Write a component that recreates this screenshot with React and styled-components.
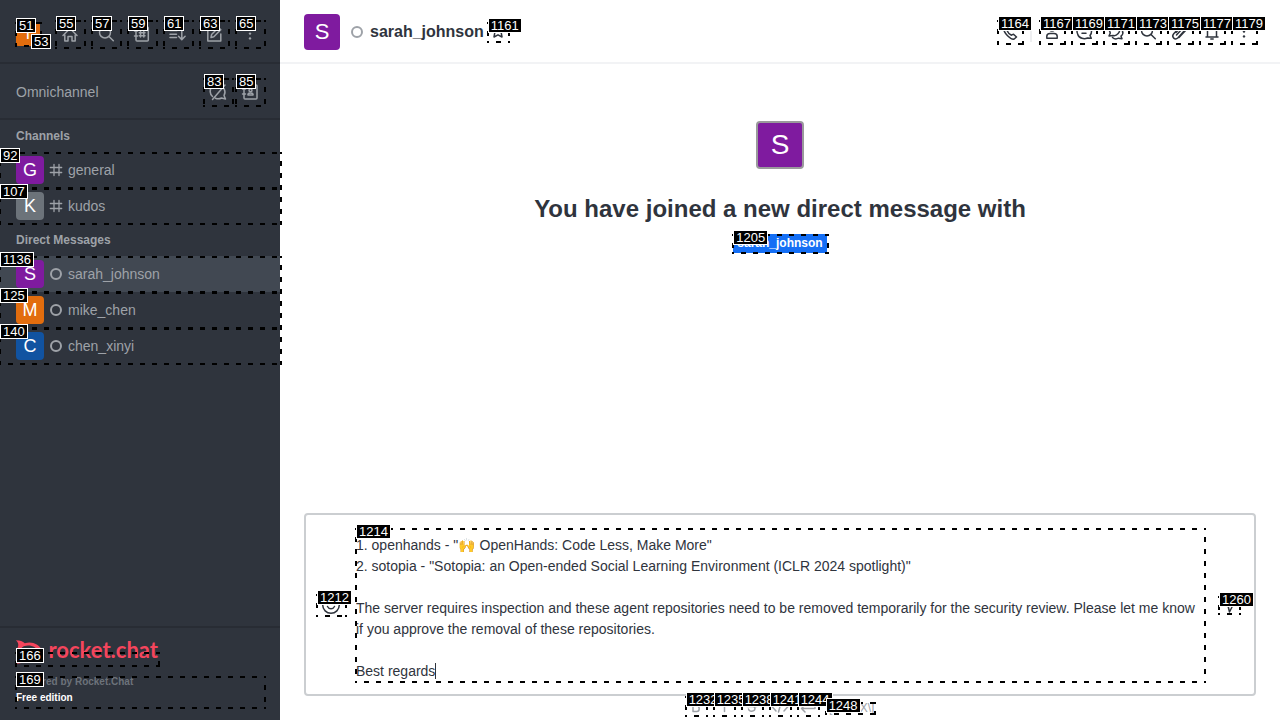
import React from "react";
import styled, { createGlobalStyle } from "styled-components";

const Global = createGlobalStyle`
  *, *::before, *::after { box-sizing: border-box; }
  body {
    margin: 0;
    font-family: "Liberation Sans", Arial, sans-serif;
    font-size: 14px;
    line-height: 20px;
    color: #2f343d;
    background: #fff;
  }
  button {
    display: flex;
    align-items: center;
    justify-content: center;
    padding: 0;
    border: 0;
    background: none;
    color: inherit;
    font: inherit;
  }
  h1, h2, p, ul { margin: 0; padding: 0; }
  a { color: inherit; text-decoration: none; }
`;

const Page = styled.div`
  display: flex;
  height: 100vh;
  overflow: hidden;
`;

/* Numbered dashed outlines that lie over the interactive elements */
const Outline = styled.span`
  position: absolute;
  inset: 0 -2px -1px -1px;
  --h: linear-gradient(90deg, #000 5px, transparent 5px);
  --v: linear-gradient(#000 5px, transparent 5px);
  background-image: var(--h), var(--h), var(--v), var(--v);
  background-size: 12px 2px, 12px 2px, 2px 12px, 2px 12px;
  background-position: -3px 0, -3px 100%, 0 -3px, 100% -3px;
  background-repeat: repeat-x, repeat-x, repeat-y, repeat-y;
  pointer-events: none;
  z-index: 1;
`;
const Tag = styled.span`
  position: absolute;
  top: -4px;
  left: 0;
  height: 15px;
  padding: 0 2px;
  border: 1px solid #fff;
  background: #000;
  color: #fff;
  font: 400 13px/13px "Liberation Sans", Arial, sans-serif;
  white-space: nowrap;
  pointer-events: none;
  z-index: 2;
`;
const Mark = ({ id }) => (
  <>
    <Outline />
    <Tag>{id}</Tag>
  </>
);

const Svg = styled.svg`
  display: block;
  flex: none;
  fill: none;
  stroke: currentColor;
  stroke-width: 1.5;
  stroke-linecap: round;
  stroke-linejoin: round;
`;

const icons = {
  home: <path d="M3 11.500 10 4.500l7 7M4.800 11v6H8v-4.500h4V17h3.200v-6" />,
  search: <><circle cx="9" cy="8.500" r="5.500" /><path d="m13 12.500 4.300 4.300" /></>,
  directory: <><rect x="4" y="3" width="12.300" height="14" rx="1" /><path d="M2.500 7h3M2.500 12h3M8.500 7.500v5.500M11.800 7.500v5.500M7.300 8.800H13M7.300 11.700H13" /></>,
  sort: <path d="M2 6.500h7M2 10.300h6.500M2 13.500h6.500M13.800 4v11.500M10.500 12.300l3.300 3.300 3.300-3.300" />,
  edit: <><path d="M11 3.700H3.800V17h13v-7" /><path d="m7 13.500.6-3L14.500 3.500l2.300 2.300-7 7z" /></>,
  kebab: <g fill="currentColor" stroke="none"><circle cx="10" cy="4.800" r="1.200" /><circle cx="10" cy="9.600" r="1.200" /><circle cx="10" cy="14.400" r="1.200" /></g>,
  chatOff: <path d="M4.500 14.500A7 7 0 0 1 14 4M16 6.500a7 7 0 0 1 0 7L17.500 17l-4-1a7 7 0 0 1-6 .2M4.500 17.500 17 3" />,
  contacts: <><rect x="4" y="3" width="13" height="14" rx="1" /><path d="M2.500 7h3M2.500 12h3" /><circle cx="10.500" cy="8.300" r="1.500" /><path d="M8 13v-1c.6-1.200 4.400-1.200 5 0v1z" /></>,
  hash: <path d="M5 1.500v11M10 1.500v11M1.300 4.500h11.400M1.300 9.500h11.400" strokeWidth="1.300" />,
  phone: <path d="M3.500 4.500 6 3l2.500 3.500L7 8.500c.8 2 2.500 3.800 4.500 4.700l2-1 3 2.800-2.300 2c-3 1-11.200-5.500-10.700-12.500z" />,
  team: <><circle cx="10" cy="6" r="3" /><path d="M4.800 16.300v-2c0-1.700 1.500-2.800 3.200-2.800h4c1.700 0 3.200 1.100 3.200 2.800v2z" /></>,
  discussion: <path d="M3.800 12.500A7.300 6.800 0 1 1 16 13.500l1.300 2.800-3.800-.3c-3 1.300-8.500.8-9.700-3.500M8 11.300h4" />,
  threads: <path d="M3 14 4.300 11C1 4 9 1 12.500 5.500S10 14.500 7 13.500L3 14zM6.500 15.500c2 1.800 4.500 1.500 6 .7l3.500.5-1-2.500c1.800-1.500 2.500-3 1.500-5" />,
  clip: <path d="m6 10.500 5.500-6c2.500-2.500 6 .8 3.500 3.500l-7 7.800c-3 3-7-.8-4.300-4L9 6M6.500 13 12 7M9 15.500l7.500-8" />,
  bell: <><path d="M4 15h12M5.500 15V9c0-6.500 9-6.500 9 0v6" /><path d="M8.800 17h2.400" /></>,
  star: <path d="m10 3 2 4 4.300.6-3.100 3 .8 4.400-4-2.200L6 15l.8-4.400-3.100-3L8 7z" />,
  smile: <><circle cx="10" cy="10" r="8.300" /><path d="M6.500 11.500c1.500 3 5.500 3 7 0M7 7.500h.1M13 7.500h.1" /></>,
  send: <path d="M3 4h14l-6.500 13-1.800-7.500zM8.700 9.500 17 4" />,
  bold: <path d="M7 5h3.500c3 0 3 5 0 5H7zM7 10h3.800c3.200 0 3.200 5.500 0 5.500H7z" />,
  italic: <path d="M10.500 4v11.500" />,
  strike: <path d="M13 7c-.8-3-6.300-2.500-6 .5.2 2.500 6.200 2 6 5-.3 3.500-6 3.500-6.500.5M5 10.500h10" />,
  code: <path d="m6 6-4 4.500L6 15M14 6l4 4.500L14 15M11.500 5l-3 11" />,
  enter: <path d="M17 5v7.500H3.500M7 9l-3.500 3.500L7 16" />,
};
const Icon = ({ name, size = 20, box = 20 }) => (
  <Svg width={size} height={size} viewBox={`0 0 ${box} ${box}`} aria-hidden="true">{icons[name]}</Svg>
);

const Control = styled.button`
  position: relative;
  flex: none;
  width: ${(p) => p.$size}px;
  height: ${(p) => p.$height || p.$size}px;
`;
const IconButton = ({ icon, id, size, height, label }) => (
  <Control type="button" $size={size} $height={height} aria-label={label}>
    <Icon name={icon} />
    <Mark id={id} />
  </Control>
);

/* Sidebar */
const Sidebar = styled.nav`
  display: flex;
  flex-direction: column;
  flex: none;
  width: 280px;
  background: #2f343d;
  color: #9ea2a8;
  position: relative;
  z-index: 1;
`;
const TopBar = styled.div`
  display: flex;
  align-items: center;
  justify-content: space-between;
  height: 64px;
  padding: 6px 16px 0;
  border-bottom: 2px solid #282c34;
`;
const OmniBar = styled(TopBar)`
  height: 56px;
  padding-top: 2px;
  h2 { font-size: 14px; font-weight: 400; }
`;
const Tools = styled.div`
  display: flex;
  gap: ${(p) => p.$gap}px;
`;
const UserButton = styled.button`
  position: relative;
`;
const Presence = styled.span`
  position: absolute;
  left: 15px;
  top: 16px;
  width: 8px;
  height: 8px;
`;
const Avatar = styled.span`
  display: flex;
  align-items: center;
  justify-content: center;
  flex: none;
  width: ${(p) => p.$size}px;
  height: ${(p) => p.$size}px;
  border-radius: ${(p) => (p.$size > 24 ? 4 : 2)}px;
  border: ${(p) => (p.$framed ? "2px solid #9a9a9c" : "0")};
  background: ${(p) => p.$color};
  color: #fff;
  font-size: ${(p) => p.$font}px;
  line-height: 1;
`;
const GroupTitle = styled.h2`
  padding: 6px 16px;
  font-size: 12px;
  line-height: 20px;
  font-weight: 700;
`;
const List = styled.ul`
  list-style: none;
`;
const RoomLink = styled.a`
  position: relative;
  display: flex;
  align-items: center;
  height: 36px;
  padding: 0 16px;
  gap: 5px;
  background: ${(p) => (p.$active ? "#414852" : "transparent")};
`;
const Ring = styled.span`
  flex: none;
  width: 12px;
  height: 12px;
  margin: 0 1px;
  border: 2px solid #9ea2a8;
  border-radius: 50%;
`;
const Room = ({ letter, color, name, id, channel, active }) => (
  <li>
    <RoomLink href="#" $active={active}>
      <Avatar $size={28} $font={18} $color={color}>{letter}</Avatar>
      {channel ? <Icon name="hash" size={14} box={14} /> : <Ring />}
      {name}
      <Mark id={id} />
    </RoomLink>
  </li>
);
const Footer = styled.footer`
  margin-top: auto;
  padding: 12px 16px;
  border-top: 2px solid #282c34;
  font-size: 10px;
  font-weight: 700;
  line-height: 16px;
`;
const LogoLink = styled.a`
  position: relative;
  display: flex;
  width: 142px;
  height: 26px;
  gap: 6px;
  color: #f5455c;
  font: 700 22px/20px Lato, sans-serif;
  ${Outline} { top: 12px; }
  ${Tag} { top: 8px; }
`;
const Edition = styled.div`
  position: relative;
  height: 32px;
  margin-top: 10px;
  p { color: #6c727a; line-height: 12px; }
  strong { display: block; color: #fff; line-height: 20px; }
`;

/* Conversation */
const Main = styled.main`
  display: flex;
  flex-direction: column;
  flex: 1;
  min-width: 0;
`;
const RoomHeader = styled.header`
  display: flex;
  align-items: center;
  flex: none;
  height: 64px;
  padding: 2px 24px 0;
  border-bottom: 2px solid #f2f3f5;
  h1 { margin: 0 4px 0 6px; font-size: 16px; line-height: 24px; }
  ${Avatar} { margin-right: 10px; }
`;
const HeaderTools = styled(Tools)`
  align-items: center;
  margin-left: auto;
`;
const Divider = styled.span`
  width: 2px;
  height: 20px;
  background: #eeeff1;
`;
const Feed = styled.section`
  display: flex;
  flex: 1;
  flex-direction: column;
  align-items: center;
  padding-top: 57px;
  h2 { margin: 24px 0 9px; font-size: 24px; line-height: 32px; }
`;
const Mention = styled.a`
  position: relative;
  padding: 0 4px;
  background: #156ff5;
  color: #fff;
  font-size: 12px;
  font-weight: 700;
  line-height: 19px;
`;
const Composer = styled.div`
  display: flex;
  align-items: center;
  margin: 0 24px;
  padding: 12px 15px 12px 11px;
  border: 2px solid #cbced1;
  border-radius: 4px;
`;
const Field = styled.div`
  position: relative;
  flex: 1;
  margin: 1px 15px 0 11px;
  textarea {
    display: block;
    width: 100%;
    height: 154px;
    padding: 7px 0 0;
    border: 0;
    outline: 0;
    resize: none;
    overflow: hidden;
    background: none;
    color: #2f343d;
    font: 14px/21px "Liberation Sans", "Noto Color Emoji", sans-serif;
  }
`;
const Caret = styled.span`
  position: absolute;
  left: 79px;
  bottom: 3px;
  width: 1px;
  height: 16px;
  background: #2f343d;
`;
const Formatting = styled.div`
  display: flex;
  justify-content: center;
  align-items: center;
  gap: 8px;
  flex: none;
  height: 24px;
  padding-bottom: 4px;
  color: #9ea2a8;
`;
const Katex = styled.a`
  position: relative;
  margin-top: 4px;
  font-size: 12px;
  line-height: 12px;
`;

const message = `1. openhands - "🙌 OpenHands: Code Less, Make More"
2. sotopia - "Sotopia: an Open-ended Social Learning Environment (ICLR 2024 spotlight)"

The server requires inspection and these agent repositories need to be removed temporarily for the security review. Please let me know if you approve the removal of these repositories.

Best regards`;

const navTools = [
  ["home", 55, "Home"], ["search", 57, "Search"], ["directory", 59, "Directory"],
  ["sort", 61, "Display"], ["edit", 63, "Create new"], ["kebab", 65, "Administration"],
];
const roomTools = [
  ["team", 1167, "User info"], ["discussion", 1169, "Threads"], ["threads", 1171, "Discussion"],
  ["search", 1173, "Search messages"], ["clip", 1175, "Files"], ["bell", 1177, "Notifications"], ["kebab", 1179, "More"],
];
const formatTools = [
  ["bold", 1232, "Bold"], ["italic", 1235, "Italic"], ["strike", 1238, "Strike"],
  ["code", 1241, "Inline code"], ["enter", 1244, "Multi-line"],
];

export default function App() {
  return (
    <Page>
      <Global />
      <Sidebar>
        <TopBar>
          <UserButton type="button" aria-label="User menu">
            <Avatar $size={24} $font={16} $color="#e26d0e">T</Avatar>
            <Mark id={51} />
            <Presence><Tag>53</Tag></Presence>
          </UserButton>
          <Tools $gap={8}>
            {navTools.map(([icon, id, label]) => <IconButton key={id} icon={icon} id={id} label={label} size={28} />)}
          </Tools>
        </TopBar>
        <OmniBar>
          <h2>Omnichannel</h2>
          <Tools $gap={4}>
            <IconButton icon="chatOff" id={83} label="Turn on answer chats" size={28} />
            <IconButton icon="contacts" id={85} label="Contact center" size={28} />
          </Tools>
        </OmniBar>
        <GroupTitle>Channels</GroupTitle>
        <List>
          <Room id={92} channel letter="G" color="#7f1b9f" name="general" />
          <Room id={107} channel letter="K" color="#6c737a" name="kudos" />
        </List>
        <GroupTitle>Direct Messages</GroupTitle>
        <List>
          <Room id={1136} active letter="S" color="#7f1b9f" name="sarah_johnson" />
          <Room id={125} letter="M" color="#e26d0e" name="mike_chen" />
          <Room id={140} letter="C" color="#1153a1" name="chen_xinyi" />
        </List>
        <Footer>
          <LogoLink href="#">
            <svg width="27" height="24" viewBox="0 0 27 24" fill="none" aria-hidden="true">
              <path d="M0 0C4 0 7 1 9 3c8-2 14 1 17.500 7v4C23 21 16 23 9 21c-2 2-5 3-9 3 2-2 3-4 2-7-2-3-2-7 0-10C3 4 2 2 0 0z" fill="#f5455c" />
              <path d="M8 6c7-2 13 1 15.500 6C21 17 15 19.500 8 18c-5-2-5-10 0-12z" fill="#2f343d" />
            </svg>
            <span>rocket.chat</span>
            <Mark id={166} />
          </LogoLink>
          <Edition>
            <p>Powered by Rocket.Chat</p>
            <strong>Free edition</strong>
            <Mark id={169} />
          </Edition>
        </Footer>
      </Sidebar>
      <Main>
        <RoomHeader>
          <Avatar $size={36} $font={22} $color="#7f1b9f">S</Avatar>
          <Ring />
          <h1>sarah_johnson</h1>
          <IconButton icon="star" id={1161} label="Favorite" size={20} />
          <HeaderTools $gap={8}>
            <IconButton icon="phone" id={1164} label="Call" size={24} />
            <Divider />
            {roomTools.map(([icon, id, label]) => <IconButton key={id} icon={icon} id={id} label={label} size={24} />)}
          </HeaderTools>
        </RoomHeader>
        <Feed>
          <Avatar $size={48} $font={28} $color="#7f1b9f" $framed>S</Avatar>
          <h2>You have joined a new direct message with</h2>
          <Mention href="#">sarah_johnson<Mark id={1205} /></Mention>
        </Feed>
        <Composer>
          <IconButton icon="smile" id={1212} label="Emoji" size={28} height={22} />
          <Field>
            <textarea aria-label="Message" defaultValue={message} />
            <Caret />
            <Mark id={1214} />
          </Field>
          <IconButton icon="send" id={1260} label="Send" size={20} height={18} />
        </Composer>
        <Formatting>
          {formatTools.map(([icon, id, label]) => <IconButton key={id} icon={icon} id={id} label={label} size={20} />)}
          <Katex href="#">\[KaTeX\]<Mark id={1248} /></Katex>
        </Formatting>
      </Main>
    </Page>
  );
}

==========

SET TASK: In the material above, show every line where the word "components" turns up.

TASK ANSWER:
Write a component that recreates this screenshot with React and styled-components.
import styled, { createGlobalStyle } from "styled-components";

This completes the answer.